Different Countries use different frequencies and bands and some may not be available in your country.
However 1G,2G, 3G use a single frequency. The fourth generation mobile network 4G is superior because
it transmits and receives on multiple frequencies simulataneously. If you have intereference on one band or
frequency the others will generally get through.
For example, here in the UK, 3G was very poor but 4G is superb and reaches many places in your house
and even one level underground in some car parks, were 3G did not work.
So I would go for OrangePi 4G IoT
The specification of the Orange Pi 4G
http://www.orangepi.org/Orange%20Pi%204G-IOT/
Below are the bands that the Pi 4G can use:
GSM: 900/1800 (850/1900 optional)
WCDMA: B1/B8 (B2/B4/B5 optional)
TD-CDMA
CDMA2000
FDD-LTE: B1/B3/B7/B20 (B2/B4/B17optional)
TDD-LTE: B38/40/41B
What you need to check is what frequency bands are available in your Country and location, to help you
here is a starting link:
http://www.4g-lte.net/about/lte-frequency-bands/
The download and upload speed on 4G varies with the signal, for example in open space
and near a window I get 90Mbps download and 30Mbps upload. In a kitchen between
a cooker and fridge (full metal objects) I get 30Mbps downstream and about 15Mbps
upstream. This is still superior to home wifi and other signals apart from 5G.

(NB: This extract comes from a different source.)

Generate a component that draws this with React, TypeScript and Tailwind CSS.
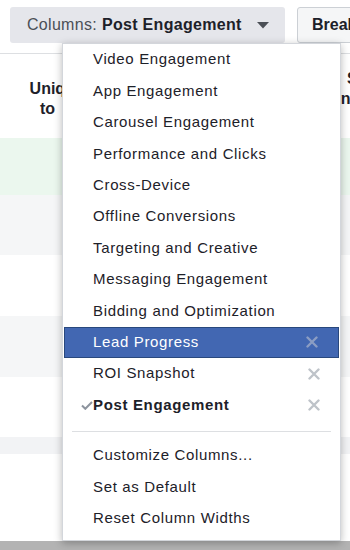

As the Orange Pi 4G uses DDR3 memory the limiting factor is likely to be the speed of the
SD card, so use the highest class of card possible.
Depending on your application full HD 1920x1080p resolution uses only 3Mbps to download or upload.
If youre adding a sound layer, subtitle layer and audio desciption this uses around 4Mbps, so well witin
device capabilities proving that the 4G signal is good.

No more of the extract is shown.